Problem details: Drop the pictures, then extract the listing word for word.

**********

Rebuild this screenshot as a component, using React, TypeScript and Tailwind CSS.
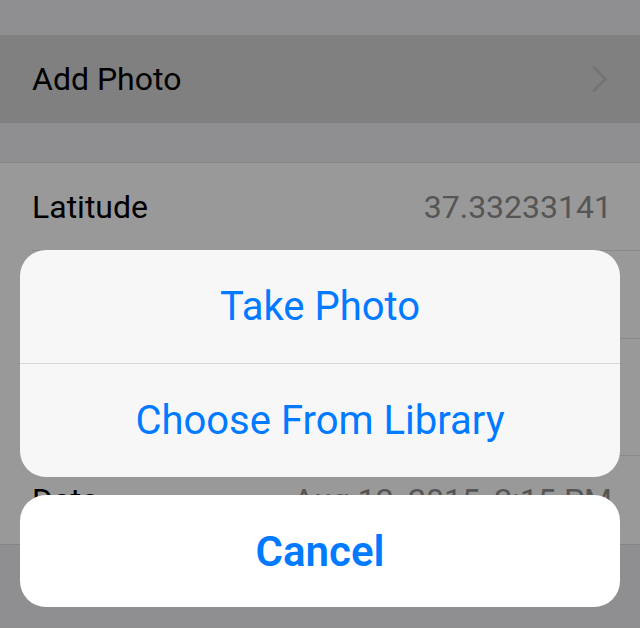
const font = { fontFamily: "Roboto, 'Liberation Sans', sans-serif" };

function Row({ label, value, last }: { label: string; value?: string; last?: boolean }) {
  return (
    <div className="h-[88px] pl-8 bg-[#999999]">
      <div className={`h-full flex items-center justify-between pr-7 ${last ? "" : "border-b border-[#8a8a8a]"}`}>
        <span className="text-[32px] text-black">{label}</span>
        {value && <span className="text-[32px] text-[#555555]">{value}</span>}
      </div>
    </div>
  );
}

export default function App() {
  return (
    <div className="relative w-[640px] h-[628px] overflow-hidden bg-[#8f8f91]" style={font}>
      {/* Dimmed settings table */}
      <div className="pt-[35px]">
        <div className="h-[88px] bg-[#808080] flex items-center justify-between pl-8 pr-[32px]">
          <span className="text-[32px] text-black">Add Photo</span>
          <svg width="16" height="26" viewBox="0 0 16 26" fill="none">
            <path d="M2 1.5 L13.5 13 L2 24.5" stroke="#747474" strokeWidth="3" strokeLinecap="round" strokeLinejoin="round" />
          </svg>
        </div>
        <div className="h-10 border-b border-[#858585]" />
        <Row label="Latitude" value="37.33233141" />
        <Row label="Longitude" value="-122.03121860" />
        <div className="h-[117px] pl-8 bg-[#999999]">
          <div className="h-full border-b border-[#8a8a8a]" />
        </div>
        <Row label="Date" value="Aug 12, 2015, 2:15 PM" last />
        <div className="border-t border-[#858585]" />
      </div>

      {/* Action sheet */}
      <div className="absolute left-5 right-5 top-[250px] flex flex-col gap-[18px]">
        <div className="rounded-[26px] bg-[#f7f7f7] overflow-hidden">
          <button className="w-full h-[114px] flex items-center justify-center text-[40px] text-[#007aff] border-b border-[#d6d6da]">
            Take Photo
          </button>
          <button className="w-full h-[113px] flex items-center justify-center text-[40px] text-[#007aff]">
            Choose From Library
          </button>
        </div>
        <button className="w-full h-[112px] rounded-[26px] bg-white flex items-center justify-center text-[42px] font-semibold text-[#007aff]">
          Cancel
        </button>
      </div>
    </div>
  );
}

**********

Exercise output:
Rebuild this screenshot as a component, using React, TypeScript and Tailwind CSS.
const font = { fontFamily: "Roboto, 'Liberation Sans', sans-serif" };

function Row({ label, value, last }: { label: string; value?: string; last?: boolean }) {
  return (
    <div className="h-[88px] pl-8 bg-[#999999]">
      <div className={`h-full flex items-center justify-between pr-7 ${last ? "" : "border-b border-[#8a8a8a]"}`}>
        <span className="text-[32px] text-black">{label}</span>
        {value && <span className="text-[32px] text-[#555555]">{value}</span>}
      </div>
    </div>
  );
}

export default function App() {
  return (
    <div className="relative w-[640px] h-[628px] overflow-hidden bg-[#8f8f91]" style={font}>
      {/* Dimmed settings table */}
      <div className="pt-[35px]">
        <div className="h-[88px] bg-[#808080] flex items-center justify-between pl-8 pr-[32px]">
          <span className="text-[32px] text-black">Add Photo</span>
          <svg width="16" height="26" viewBox="0 0 16 26" fill="none">
            <path d="M2 1.5 L13.5 13 L2 24.5" stroke="#747474" strokeWidth="3" strokeLinecap="round" strokeLinejoin="round" />
          </svg>
        </div>
        <div className="h-10 border-b border-[#858585]" />
        <Row label="Latitude" value="37.33233141" />
        <Row label="Longitude" value="-122.03121860" />
        <div className="h-[117px] pl-8 bg-[#999999]">
          <div className="h-full border-b border-[#8a8a8a]" />
        </div>
        <Row label="Date" value="Aug 12, 2015, 2:15 PM" last />
        <div className="border-t border-[#858585]" />
      </div>

      {/* Action sheet */}
      <div className="absolute left-5 right-5 top-[250px] flex flex-col gap-[18px]">
        <div className="rounded-[26px] bg-[#f7f7f7] overflow-hidden">
          <button className="w-full h-[114px] flex items-center justify-center text-[40px] text-[#007aff] border-b border-[#d6d6da]">
            Take Photo
          </button>
          <button className="w-full h-[113px] flex items-center justify-center text-[40px] text-[#007aff]">
            Choose From Library
          </button>
        </div>
        <button className="w-full h-[112px] rounded-[26px] bg-white flex items-center justify-center text-[42px] font-semibold text-[#007aff]">
          Cancel
        </button>
      </div>
    </div>
  );
}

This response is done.